Well, there’s 36 possibilities: 1-1, 1-2, 1-3, …, 6-4, 6-5, 6-6. Four of them add up to 5. That gives a ratio 4/36.
Though, order doesn’t matter… so that gives 21 possibilities. Two of them add up to 5. That gives a ratio 2/21.
Though, actually, nothing matters but the sum. So that gives 11 possibilities (from 2 through 12). One of them is 5. That gives a ratio 1/11.
Though, actually, nothing matters but whether the sum equals 5. So that gives 2 possibilities (it does or it doesn’t). One of them is “it does”. That gives a ratio 1/2.

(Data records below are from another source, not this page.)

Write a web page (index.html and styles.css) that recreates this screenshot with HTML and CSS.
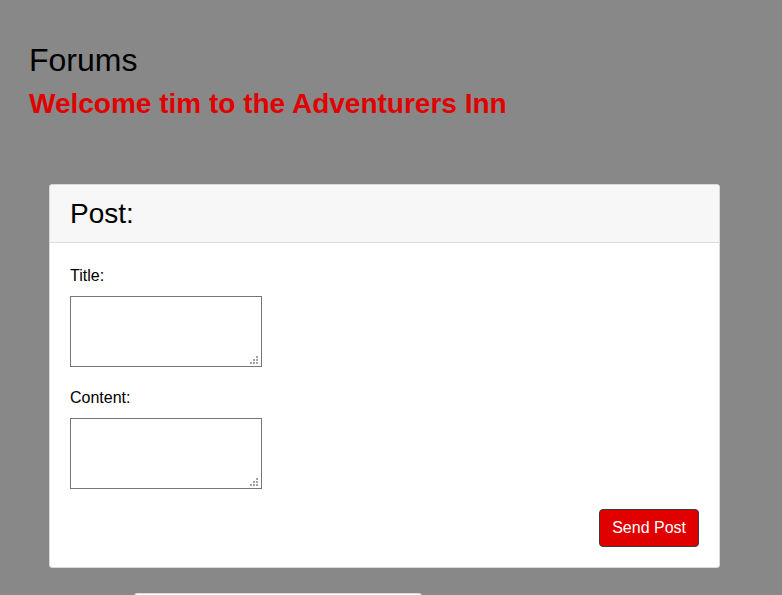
FILE: index.html
```html
<!DOCTYPE html>
<html>
<head>
<meta charset="utf-8">
<title>Forums</title>
<link rel="stylesheet" href="styles.css">
</head>
<body>
<div class="page">
  <h1 class="title">Forums</h1>
  <h2 class="welcome">Welcome tim to the Adventurers Inn</h2>
  <div class="card">
    <div class="card-header">Post:</div>
    <form class="card-body">
      <label class="label" for="t">Title:</label>
      <textarea id="t" class="field"></textarea>
      <label class="label label-second" for="c">Content:</label>
      <textarea id="c" class="field"></textarea>
      <div class="actions">
        <button type="button" class="send">Send Post</button>
      </div>
    </form>
  </div>
  <div class="next-card"></div>
</div>
</body>
</html>
```
FILE: styles.css
```css
html, body {
  margin: 0;
  padding: 0;
  background: #888888;
  height: 100%;
  overflow: hidden;
}
body {
  font-family: "Liberation Sans", Arial, sans-serif;
  color: #000;
}
.page {
  padding-left: 29px;
}
.title {
  margin: 42px 0 0;
  font-size: 32px;
  line-height: 37px;
  font-weight: normal;
}
.welcome {
  margin: 9px 0 0;
  font-size: 28px;
  line-height: 32px;
  font-weight: bold;
  color: #e00000;
}
.card {
  margin: 64px 0 0 20px;
  width: 671px;
  box-sizing: border-box;
  background: #fff;
  border: 1px solid #d9d9d9;
  border-radius: 3px;
  overflow: hidden;
}
.card-header {
  background: #f7f7f7;
  border-bottom: 1px solid #dcdcdc;
  padding: 13px 20px 12px;
  font-size: 28px;
  line-height: 32px;
}
.card-body {
  padding: 24px 20px 20px;
  margin: 0;
}
.label {
  display: block;
  font-size: 16px;
  line-height: 18px;
}
.label-second {
  margin-top: 22px;
}
.field {
  display: block;
  margin-top: 11px;
  width: 192px;
  height: 71px;
  box-sizing: border-box;
  border: 1px solid #767676;
  padding: 2px;
  font-family: "Liberation Mono", monospace;
  font-size: 13px;
  resize: none;
  background-color: #fff;
  background-image: url("data:image/svg+xml,%3Csvg xmlns='http://www.w3.org/2000/svg' width='8' height='8'%3E%3Cg fill='%23a3a3a3'%3E%3Crect x='6' y='0' width='2' height='2'/%3E%3Crect x='3' y='3' width='2' height='2'/%3E%3Crect x='6' y='3' width='2' height='2'/%3E%3Crect x='0' y='6' width='2' height='2'/%3E%3Crect x='3' y='6' width='2' height='2'/%3E%3Crect x='6' y='6' width='2' height='2'/%3E%3C/g%3E%3C/svg%3E");
  background-repeat: no-repeat;
  background-origin: border-box;
  background-position: right 4px bottom 3px;
}
.actions {
  display: flex;
  justify-content: flex-end;
  margin-top: 20px;
}
.send {
  height: 38px;
  box-sizing: border-box;
  padding: 0 12px;
  white-space: nowrap;
  background: #e00000;
  color: #fff;
  border: 1px solid #3a3a3a;
  border-radius: 4px;
  font-family: "Liberation Sans", Arial, sans-serif;
  font-size: 16px;
}
.next-card {
  margin: 25px 0 0 105px;
  width: 286px;
  height: 40px;
  background: #fff;
  border: 1px solid #d9d9d9;
  border-radius: 3px;
}
```
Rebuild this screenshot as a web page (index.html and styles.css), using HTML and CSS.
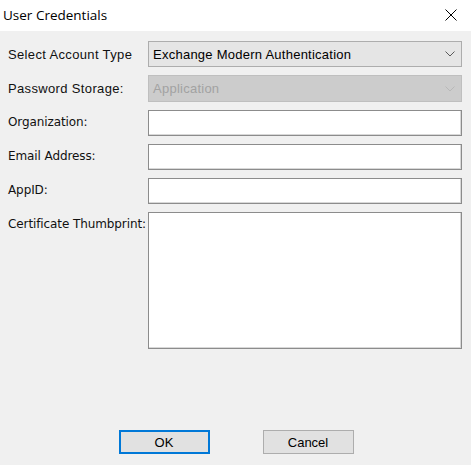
FILE: index.html
```html
<!DOCTYPE html>
<html>
<head>
<meta charset="utf-8">
<link rel="stylesheet" href="styles.css">
</head>
<body>
<div class="dialog">
  <div class="titlebar">
    <span class="title">User Credentials</span>
    <svg class="close" width="12" height="12" viewBox="0 0 12 12"><path d="M0.5 0.5 L11.5 11.5 M11.5 0.5 L0.5 11.5" stroke="#000" stroke-width="1" fill="none"/></svg>
  </div>
  <div class="form">
    <div class="row">
      <div class="label ms">Select Account Type</div>
      <div class="combo">
        <span class="combo-text">Exchange Modern Authentication</span>
        <svg class="chev" width="10" height="6" viewBox="0 0 10 6"><path d="M0.5 0.5 L5 5 L9.5 0.5" stroke="#5a5a5a" stroke-width="1" fill="none"/></svg>
      </div>
    </div>
    <div class="row">
      <div class="label ms">Password Storage:</div>
      <div class="combo disabled">
        <span class="combo-text">Application</span>
        <svg class="chev" width="10" height="6" viewBox="0 0 10 6"><path d="M0.5 0.5 L5 5 L9.5 0.5" stroke="#b8b8b8" stroke-width="1" fill="none"/></svg>
      </div>
    </div>
    <div class="row">
      <div class="label ta">Organization:</div>
      <div class="field"></div>
    </div>
    <div class="row">
      <div class="label ta">Email Address:</div>
      <div class="field"></div>
    </div>
    <div class="row">
      <div class="label ta">AppID:</div>
      <div class="field"></div>
    </div>
    <div class="row">
      <div class="label ta">Certificate Thumbprint:</div>
      <div class="field area"></div>
    </div>
  </div>
  <div class="buttons">
    <div class="btn default">OK</div>
    <div class="btn">Cancel</div>
  </div>
</div>
</body>
</html>
```
FILE: styles.css
```css
* { box-sizing: border-box; }
html, body { margin: 0; padding: 0; }
body {
  width: 471px;
  height: 465px;
  background: #f0f0f0;
  overflow: hidden;
}
.dialog { width: 471px; height: 465px; }
.titlebar {
  height: 31px;
  background: #ffffff;
  display: flex;
  align-items: center;
  justify-content: space-between;
  padding: 0 14px 0 3px;
}
.title {
  font-family: "Open Sans", "Noto Sans", sans-serif;
  font-size: 13.5px;
  color: #000;
  margin-top: -1px;
}
.close { display: block; margin-top: -2px; }
.form {
  padding: 10px 9px 0 8px;
  display: flex;
  flex-direction: column;
  gap: 8px;
}
.row {
  display: flex;
  align-items: flex-start;
}
.label {
  width: 140px;
  flex: none;
  height: 26px;
  line-height: 26px;
  padding-top: 1px;
  color: #111;
  white-space: nowrap;
  overflow: visible;
}
.ms {
  font-family: "Liberation Sans", Arial, sans-serif;
  font-size: 13px;
  letter-spacing: 0.35px;
}
.ta {
  font-family: "DejaVu Sans", sans-serif;
  font-size: 12px;
  letter-spacing: -0.1px;
  padding-top: 0;
  line-height: 24px;
}
.combo {
  width: 314px;
  height: 26px;
  background: #e5e5e5;
  border: 1px solid #adadad;
  display: flex;
  align-items: center;
  justify-content: space-between;
  padding: 0 6px 0 4px;
  font-family: "Liberation Sans", Arial, sans-serif;
  font-size: 13px;
  letter-spacing: 0.25px;
  color: #000;
}
.combo.disabled {
  background: #cccccc;
  border-color: #bfbfbf;
  color: #a2a2a2;
  height: 27px;
}
.combo-text { line-height: 24px; padding-top: 1px; }
.chev { display: block; }
.field {
  width: 314px;
  height: 26px;
  background: #ffffff;
  border: 1px solid #8c8c8c;
  box-shadow: inset -1px -1px 0 #d8d8d8;
}
.field.area { height: 137px; }
.buttons {
  margin-top: 81px;
  display: flex;
  justify-content: center;
  gap: 53px;
  padding-left: 1px;
}
.btn {
  width: 91px;
  height: 24px;
  background: #e1e1e1;
  border: 1px solid #adadad;
  font-family: "Liberation Sans", Arial, sans-serif;
  font-size: 13px;
  color: #000;
  display: flex;
  align-items: center;
  justify-content: center;
}
.btn.default {
  border: 2px solid #0078d7;
}
```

Well, all that is true. But not all those ways of classifying outcomes use equiprobable possibilities. So not all of those “probability as counting” arguments give the actual probability. In this case, only in the first categorization are all the possibilities equiprobable (a conclusion supported by the implicit assumption that die rolls are independent, with each face equiprobable). Similarly, when dealing with children’s genders, it’s not the case that “two boys” is equiprobable with “a boy and a girl”; however, it is the case that “two boys” is equiprobable with “an older boy and a younger girl” and with “an older girl and a younger boy” (a conclusion supported by the implicit assumption that birth genders are independent, with each gender equiprobable).